Per International Business Times
La vittoria elettorale del Movimento 5 Stelle di Beppe Grillo ha portato alla ribalta un tema spesso affrontato solo a livello dialettico, e mai a livello pratico, ovvero quello dei costi della politica. Si tratta di una riforma indubbiamente giusta, dati i sacrifici che il popolo italiano ha dovuto e dovrà affrontare, ma non è attraverso il loro tagli che i problemi del Paese saranno risolti.
Le cifre roboanti di cui si parla spesso vanno infatti ridimensionate drasticamente, indicando che le risorse per i tanti progetti promessi in campagna elettorale (fra cui il taglio delle tasse, a cominciare dall’IMU) andranno ritrovati altrove nel bilancio statale, e certo non nelle tasche degli italiani.
Il tema principe di queste ore è indubbiamente quello dei finanziamenti pubblici ai partiti, assegnati con una metodologia quantomeno bizzarra. Ad ogni modo i finanziamenti pubblici sono costati allo Stato appena 2,4 miliardi di euro, spalmati su 18 anni, una media di 133 milioni l’anno. Poca roba, ma comunque da riformare, visto che nello stesso periodo i partiti hanno speso appena 500 milioni di euro.

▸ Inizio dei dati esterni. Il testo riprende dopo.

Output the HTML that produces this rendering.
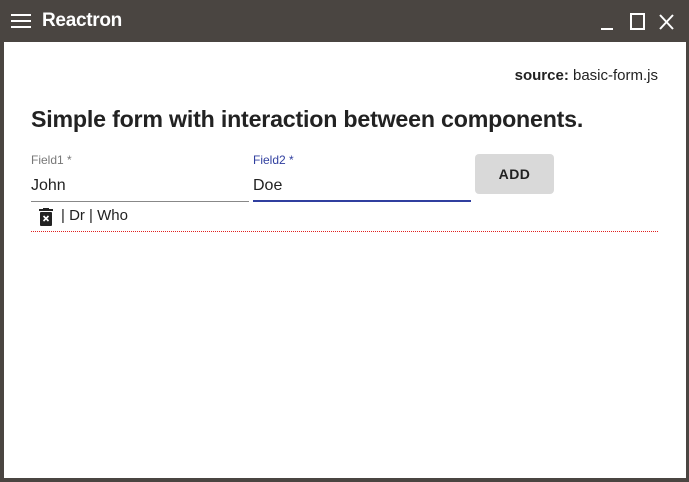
<!DOCTYPE html>
<html><head><meta charset="utf-8"><style>
*{margin:0;padding:0;box-sizing:border-box}
html,body{width:689px;height:482px;overflow:hidden;background:#4a4541;font-family:"Liberation Sans",sans-serif}
.bar{position:absolute;left:0;top:0;width:689px;height:42px;background:#4a4541;color:#fff}
.title{position:absolute;left:42px;top:10px;font-size:19px;font-weight:bold;letter-spacing:-0.3px}
.main{position:absolute;left:4px;top:42px;width:682px;height:436px;background:#fff}
.src{position:absolute;right:28px;top:25px;font-size:15px;color:#222}
h1{position:absolute;left:27px;top:64px;font-size:23.2px;font-weight:bold;color:#222;letter-spacing:-0.2px}
.lbl{position:absolute;font-size:12px;color:#777}
.val{position:absolute;font-size:16px;color:#222}
.btn{position:absolute;left:471px;top:112px;width:79px;height:40px;background:#d9d9d9;border-radius:4px;font-size:14px;font-weight:bold;color:#222;text-align:center;line-height:40px;letter-spacing:0.5px}
</style></head><body>
<div class="bar">
<svg style="position:absolute;left:11px;top:14px" width="20" height="14"><rect y="0" width="20" height="2" fill="#fff"/><rect y="6" width="20" height="2" fill="#fff"/><rect y="12" width="20" height="2" fill="#fff"/></svg>
<div class="title">Reactron</div>
<svg style="position:absolute;left:600px;top:13px" width="80" height="18">
<rect x="1" y="15" width="12" height="2" fill="#fff"/>
<rect x="31" y="1" width="13" height="15" fill="none" stroke="#fff" stroke-width="2"/>
<path d="M60 2 L73 16 M73 2 L60 16" stroke="#fff" stroke-width="2"/>
</svg>
</div>
<div class="main">
<div class="src"><b>source:</b> basic-form.js</div>
<h1>Simple form with interaction between components.</h1>
<div class="lbl" style="left:27px;top:111px">Field1 *</div>
<div class="val" style="left:27px;top:135px">John</div>
<div style="position:absolute;left:27px;top:159px;width:218px;height:1px;background:#888"></div>
<div class="lbl" style="left:249px;top:111px;color:#303f9f">Field2 *</div>
<div class="val" style="left:249px;top:135px">Doe</div>
<div style="position:absolute;left:249px;top:158px;width:218px;height:2px;background:#303f9f"></div>
<div class="btn">ADD</div>
<svg style="position:absolute;left:35px;top:166px" width="14" height="18"><rect x="0" y="1" width="14" height="2" fill="#222"/><rect x="4" y="0" width="6" height="2" fill="#222"/><rect x="1" y="4" width="12" height="14" rx="1" fill="#222"/><path d="M4.5 8 L9.5 13 M9.5 8 L4.5 13" stroke="#fff" stroke-width="1.6"/></svg>
<div class="val" style="left:57px;top:165px;font-size:15px">| Dr | Who</div>
<div style="position:absolute;left:27px;top:189px;width:627px;border-top:1px dotted #e02020"></div>
</div>
</body></html>
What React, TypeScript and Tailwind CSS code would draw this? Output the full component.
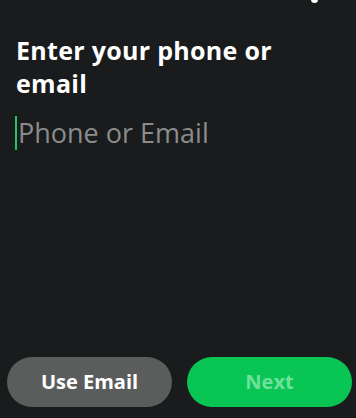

Per quanto riguarda i parlamentari, il loro costo (siano essi in carica o in pensione, per un totale di circa 3300 persone) è pari a meno di 400 milioni di euro l’anno, circa un quarto del bilancio del Parlamento, forse il più costoso d’Europa (ogni cittadino paga 26 euro l’anno per mantenere il Parlamento, contro i 13 dei cugini francesi). Un’altra riforma che va fatta, ma anche abolendo tali costi (cosa impossibile), insieme ai finanziamenti pubblici ai partiti (che negli ultimi anni sono stati di molto superiori alla media sopra riportata), arriviamo a 4 miliardi (meno, ma preferisco esagerare un po’). Aggiungiamo i costi del Quirinale (228 milioni l’anno), e raggiungiamo la somma di 4,3 miliardi.
Andiamo a vedere nella politica locale, cominciando dai politici regionali. Essi sono circa 1100 e costano circa 750mila euro l’uno, per un totale di circa 800 milioni di euro. Molto più sobri i consiglieri provinciali, che ci costano meno di 140 milioni di euro l’anno (una cifra virtualmente azzerabile con l’abolizione delle province). Risibile il costo dei politici dei piccoli comuni che si vogliono accorpare: parliamo di poche decine di milioni l’anno. Arrotondiamo i costi della politica locale a un miliardo, e il totale arriva a 5,3 miliardi ogni anno.
Capitolo auto blu: si tratta di circa 72mila auto (circa 2mila a disposizione dei politici, altre 10mila a disposizione per dirigenti apicali, le altre utilizzate per altre attività operative, senza un’autista assegnato, a differenza delle precedenti – sono escluse le auto usate dalle forze dell’ordine e assimilabili). Il loro costo annuo è pari a meno di 2 miliardi di euro, di cui 1,3 relative al personale (dunque comprimibili solo “dolorosamente”), 400 milioni relativi ai costi di gestione e il resto riguarda gli ammortamenti. Siamo a 7,3 miliardi di euro di costi (diretti) della politica, cui possiamo aggiungere la spesa per consulenze esterne (700 milioni) per fare cifra tonda a 8 miliardi.
La politica costa direttamente allo Stato 8 miliardi l’anno. Indubbiamente si tratta di molto denaro, e molto si può risparmiare su di essi. Si tratta, tuttavia, di poca roba rispetto al resto del bilancio dello Stato: per dare un ordine di grandezza, ogni anno 250 miliardi di denaro pubblico finiscono in pensioni, 200 miliardi in stipendi pubblici e 100 miliardi in sanità. Forse i tagli alla politica possono permettere un colpo di forbice all’IMU sulla prima casa (che vale circa 4 miliardi), ma non bastano certo a riportare la pressione fiscale a livelli meno sanguinosi, per non parlare dei soldi necessari per progetti come il rilancio dell’industria o delle infrastrutture.
I costi della politica sono evidentemente una goccia nel mare: vanno ridotti soprattutto per una questione di giustizia sociale in un momento storico in cui si chiedono lacrime e sangue agli italiani. Ma non è in questa voce di bilancio che si troveranno le risorse per mettere in atto tutte le riforme di cui questo Paese ha bisogno, a cominciare da una riforma del fisco che cessi di soffocare famiglie e imprese. La comprensibile indignazione per i costi dello Stato non può e non deve esaurirsi con una riforma di facciata.